Notas do Pinheiro

Jornalismo Analítico

terça-feira, outubro 20, 2009

Agente intervencionista

O GOVERNO Luiz Inácio da Silva (2003-10) decidiu envolver o Banco Nacional de Desenvolvimento Econômico e Social (BNDES) na construção e reforma de estádios para a Copa do Mundo de 2014. O banco poderá emprestar até R$ 400 milhões ou 75% do custo de cada projeto - o menor dos dois valores - a governos estaduais e prefeituras. Os empréstimos poderão, portanto, chegar a R$ 3,6 bilhões, se forem financiados somente os estádios públicos de 9 das 12 cidades-sede. Mas já se admite a hipótese de créditos para as obras de estádios particulares - o Morumbi, de São Paulo; o Arena da Baixada, de Curitiba; e o Beira-Rio, de Porto Alegre. Dirigentes do São Paulo Futebol Clube (SFC) já confirmaram interesse na obtenção de uma quantia entre R$ 120 milhões e R$ 140 milhões para a reconstrução do estádio do Morumbi. O governo também propõe uma linha de financiamento para projetos de mobilidade urbana – trens metropolitanos e corredores de ônibus, por exemplo. Com o envolvimento na Copa do Mundo de 2014, amplia-se mais um pouco o leque de responsabilidades atribuídas ao BNDES. Também, fica um pouco mais difícil entender o seu atual papel como instituição de fomento e seus padrões de administração financeira.

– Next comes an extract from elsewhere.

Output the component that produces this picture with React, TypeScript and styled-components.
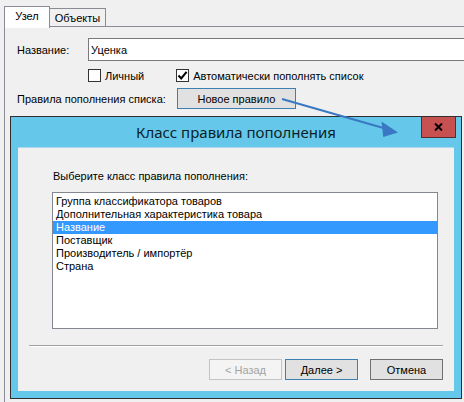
import React from "react";
import styled, { createGlobalStyle } from "styled-components";

const Global = createGlobalStyle`
  html, body { margin: 0; padding: 0; background: #f0f0f0; }
  body {
    font-family: "Liberation Sans", Arial, sans-serif;
    font-size: 11px;
    color: #000;
  }
  * { box-sizing: border-box; }
`;

const Screen = styled.div`
  position: relative;
  width: 464px;
  height: 402px;
  overflow: hidden;
  background: #f0f0f0;
  padding: 6px 0 0 4px;
`;

/* ---------- tab control ---------- */

const TabStrip = styled.div`
  display: flex;
  align-items: flex-end;
  height: 20px;
  position: relative;
  z-index: 1;
`;

const Tab = styled.div<{ $active?: boolean; $w: number }>`
  width: ${(p) => p.$w}px;
  height: ${(p) => (p.$active ? 22 : 18)}px;
  margin-bottom: ${(p) => (p.$active ? -2 : 0)}px;
  margin-left: ${(p) => (p.$active ? 0 : -1)}px;
  border: 1px solid #898c95;
  border-bottom: none;
  background: ${(p) => (p.$active ? "#ffffff" : "#f0f0f0")};
  display: flex;
  align-items: ${(p) => (p.$active ? "flex-start" : "center")};
  padding-top: ${(p) => (p.$active ? 3 : 0)}px;
  justify-content: center;
  font-size: 11px;
  ${(p) => (p.$active ? "" : "z-index: -1;")}
`;

const Panel = styled.div`
  border-top: 1px solid #898c95;
  border-left: 1px solid #898c95;
  height: 400px;
  padding: 11px 0 0 12px;
`;

const FieldRow = styled.div<{ $gap: number }>`
  display: flex;
  align-items: center;
  margin-top: ${(p) => p.$gap}px;
`;

const Label = styled.span<{ $w: number }>`
  width: ${(p) => p.$w}px;
  flex: none;
  white-space: nowrap;
`;

const TextInput = styled.div`
  width: 420px;
  height: 23px;
  flex: none;
  border: 1px solid #7a7a7a;
  background: #fff;
  padding: 0 0 0 2px;
  display: flex;
  align-items: center;
`;

const CheckGroup = styled.div`
  display: flex;
  align-items: center;
  margin-left: 71px;
  gap: 32px;
  height: 13px;
`;

const CheckItem = styled.label`
  display: flex;
  align-items: center;
  gap: 4px;
  white-space: nowrap;
`;

const Box = styled.span`
  width: 13px;
  height: 13px;
  border: 1px solid #333;
  background: #fff;
  display: flex;
  align-items: center;
  justify-content: center;
`;

const PushButton = styled.div<{ $w: number; $kind?: "default" | "normal" | "disabled" }>`
  width: ${(p) => p.$w}px;
  height: 21px;
  flex: none;
  display: flex;
  align-items: center;
  justify-content: center;
  white-space: nowrap;
  border: 1px solid
    ${(p) =>
      p.$kind === "default" ? "#3c7fb1" : p.$kind === "disabled" ? "#c4c4c4" : "#707070"};
  background: ${(p) => (p.$kind === "disabled" ? "#f4f4f4" : "#e1e1e1")};
  color: ${(p) => (p.$kind === "disabled" ? "#a3a3a3" : "#000")};
`;

/* ---------- dialog window ---------- */

const Window = styled.div`
  position: absolute;
  left: 10px;
  top: 116px;
  width: 452px;
  height: 283px;
  border: 1px solid #2f2f2f;
  background: #65c8eb;
  padding: 0 7px 7px 7px;
  display: flex;
  flex-direction: column;
  z-index: 2;
`;

const TitleBar = styled.div`
  position: relative;
  height: 30px;
  flex: none;
  display: flex;
  align-items: center;
  justify-content: center;
  font-family: "Noto Sans", "Open Sans", sans-serif;
  font-size: 15px;
  color: #0e1f26;
  padding-bottom: 1px;
`;

const CloseButton = styled.div`
  position: absolute;
  top: 0;
  right: -2px;
  width: 35px;
  height: 21px;
  background: #c75050;
  border: 1px solid #5b2a2a;
  border-top: none;
  display: flex;
  align-items: center;
  justify-content: center;
`;

const Client = styled.div`
  flex: 1;
  background: #f0f0f0;
  border-top: 1px solid #a9d9ea;
  display: flex;
  flex-direction: column;
`;

const Prompt = styled.div`
  margin: 22px 0 0 35px;
  line-height: 13px;
`;

const ListBox = styled.div`
  margin: 9px 0 0 34px;
  width: 386px;
  height: 137px;
  border: 1px solid #828790;
  background: #fff;
  padding-top: 2px;
  flex: none;
`;

const ListItem = styled.div<{ $selected?: boolean }>`
  height: 13px;
  line-height: 13px;
  padding-left: 3px;
  white-space: nowrap;
  overflow: hidden;
  background: ${(p) => (p.$selected ? "#3399ff" : "transparent")};
  color: ${(p) => (p.$selected ? "#fff" : "#000")};
`;

const Separator = styled.div`
  margin: 16px 0 0 11px;
  width: 414px;
  height: 2px;
  border-top: 1px solid #a0a0a0;
  border-bottom: 1px solid #fff;
`;

const ButtonRow = styled.div`
  display: flex;
  justify-content: flex-end;
  margin: 12px 11px 0 0;
  gap: 3px;
`;

const CancelSlot = styled.div`
  margin-left: 9px;
  display: flex;
`;

const Pointer = styled.svg`
  position: absolute;
  left: 0;
  top: 0;
  z-index: 3;
  pointer-events: none;
`;

const items = [
  "Группа классификатора товаров",
  "Дополнительная характеристика товара",
  "Название",
  "Поставщик",
  "Производитель / импортёр",
  "Страна",
];

export default function App() {
  return (
    <>
      <Global />
      <Screen>
        <TabStrip>
          <Tab $active $w={46}>Узел</Tab>
          <Tab $w={57}>Объекты</Tab>
        </TabStrip>
        <Panel>
          <FieldRow $gap={0}>
            <Label $w={71}>Название:</Label>
            <TextInput>Уценка</TextInput>
          </FieldRow>
          <FieldRow $gap={8}>
            <CheckGroup>
              <CheckItem>
                <Box />
                Личный
              </CheckItem>
              <CheckItem>
                <Box>
                  <svg width="11" height="11" viewBox="0 0 11 11">
                    <path d="M1.5 5.5 L4.2 8.5 L9.6 1.8" fill="none" stroke="#000" strokeWidth="2" />
                  </svg>
                </Box>
                Автоматически пополнять список
              </CheckItem>
            </CheckGroup>
          </FieldRow>
          <FieldRow $gap={6}>
            <Label $w={160}>Правила пополнения списка:</Label>
            <PushButton $w={119} $kind="default">Новое правило</PushButton>
          </FieldRow>
        </Panel>

        <Window>
          <TitleBar>
            Класс правила пополнения
            <CloseButton>
              <svg width="9" height="8" viewBox="0 0 9 8">
                <path d="M1 0.5 L8 7.5 M8 0.5 L1 7.5" stroke="#000" strokeWidth="2" />
              </svg>
            </CloseButton>
          </TitleBar>
          <Client>
            <Prompt>Выберите класс правила пополнения:</Prompt>
            <ListBox>
              {items.map((t, i) => (
                <ListItem key={t} $selected={i === 2}>
                  {t}
                </ListItem>
              ))}
            </ListBox>
            <Separator />
            <ButtonRow>
              <PushButton $w={73} $kind="disabled">&lt; Назад</PushButton>
              <PushButton $w={73} $kind="default">Далее &gt;</PushButton>
              <CancelSlot>
                <PushButton $w={73}>Отмена</PushButton>
              </CancelSlot>
            </ButtonRow>
          </Client>
        </Window>

        <Pointer width="464" height="402" viewBox="0 0 464 402">
          <line x1="282" y1="99" x2="386" y2="128.8" stroke="#3a78c4" strokeWidth="2" />
          <polygon points="398,132.5 381.5,121.5 383.2,137" fill="#3a78c4" />
        </Pointer>
      </Screen>
    </>
  );
}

NÃO HAVERIA dinheiro público envolvido nas obras para a Copa do Mundo no Brasil, garantiam há dois anos as principais autoridades envolvidas no empreendimento. Mas a ideia foi abandonada e, como registrou a reportagem do Jornal O GLOBO, o presidente da Confederação Brasileira de Futebol (CBF), Ricardo Teixeira, anunciou o provável financiamento de obras com recursos públicos. Ele só excluiu, na ocasião, os três estádios particulares.

O GOVERNO poderia ter proposto o uso de verbas orçamentárias, mas preferiu usar o BNDES como canal de financiamento. Formalmente, pelo menos, prefeituras e governos estaduais tomarão empréstimos e assumirão o compromisso de devolver o dinheiro. Pela proposta apresentada ao governo do Rio Grande do Norte, haverá dois anos de carência e dez para pagamento, com remuneração de 1,9% ao ano mais Taxa de Juros de Longo Prazo (TJLP), atualmente fixada em 6% ao ano. Mas terão os governos e prefeituras suficiente rentabilidade, com esse investimento, para liquidar o empréstimo no prazo estabelecido?

PORÉM, este não é o único e talvez nem seja o detalhe mais importante. Falta esclarecer se o financiamento de obras para a Copa do Mundo de 2014 é de fato prioritário para um banco de fomento. Essa questão é especialmente relevante quando esse banco é a principal fonte de empréstimos de longo prazo para a ampliação e a modernização das empresas brasileiras. Também não se pode esquecer o papel do BNDES como financiador das exportações. A importância desse papel deverá crescer nos próximos anos, porque a competição no comércio internacional será provavelmente mais dura nos primeiros anos depois da crise internacional.

TAIS DÚVIDAS sobre os objetivos, prioridades e funções do banco não são novas, no entanto. O BNDES interveio, no começo do ano, para facilitar a compra da empresa Aracruz Celulose pelo Grupo Votorantim. "É uma das tarefas do BNDES apoiar a formação de empresas brasileiras eficientes, com atuação global", me disse outro dia o presidente do BNDES, Luciano Coutinho (PT-SP), procurando justificar o negócio.

DE FATO, uma das empresas, a Aracruz, estava com grave problema, depois de perder R$ 2,18 bilhões em operações com derivativos cambiais. Porém, outras grandes empresas também perderam dinheiro com operações desse tipo e não foram socorridas por bancos públicos.

TÊM CAUSADO estranheza, também, a participação do BNDES no financiamento à Companhia Petrobrás S/A, mesmo depois da melhora das condições no mercado internacional. A companhia pública, assim como outras grandes companhias brasileiras, tem normalmente acesso ao crédito externo e pode dispensar o apoio de bancos ligados ao governo, deixando espaço para outras empresas.

ESTA ação do BNDES, nesse e noutros casos, parece obedecer não a critérios próprios nem a um plano formal de desenvolvimento, mas a uma estratégia de poder definida dentro do Palácio do Planalto, em Brasília (DF). Essa estratégia envolve o Banco do Brasil S/A (BB), a Caixa Econômica Federal (CEF) e as companhias do setor produtivo, como a Petrobrás, a Eletrobrás e a Telebrás. Na prática, essas empresas deixam de ser órgãos do Estado, com funções claras e critérios técnicos, para se tornarem instrumentos políticos.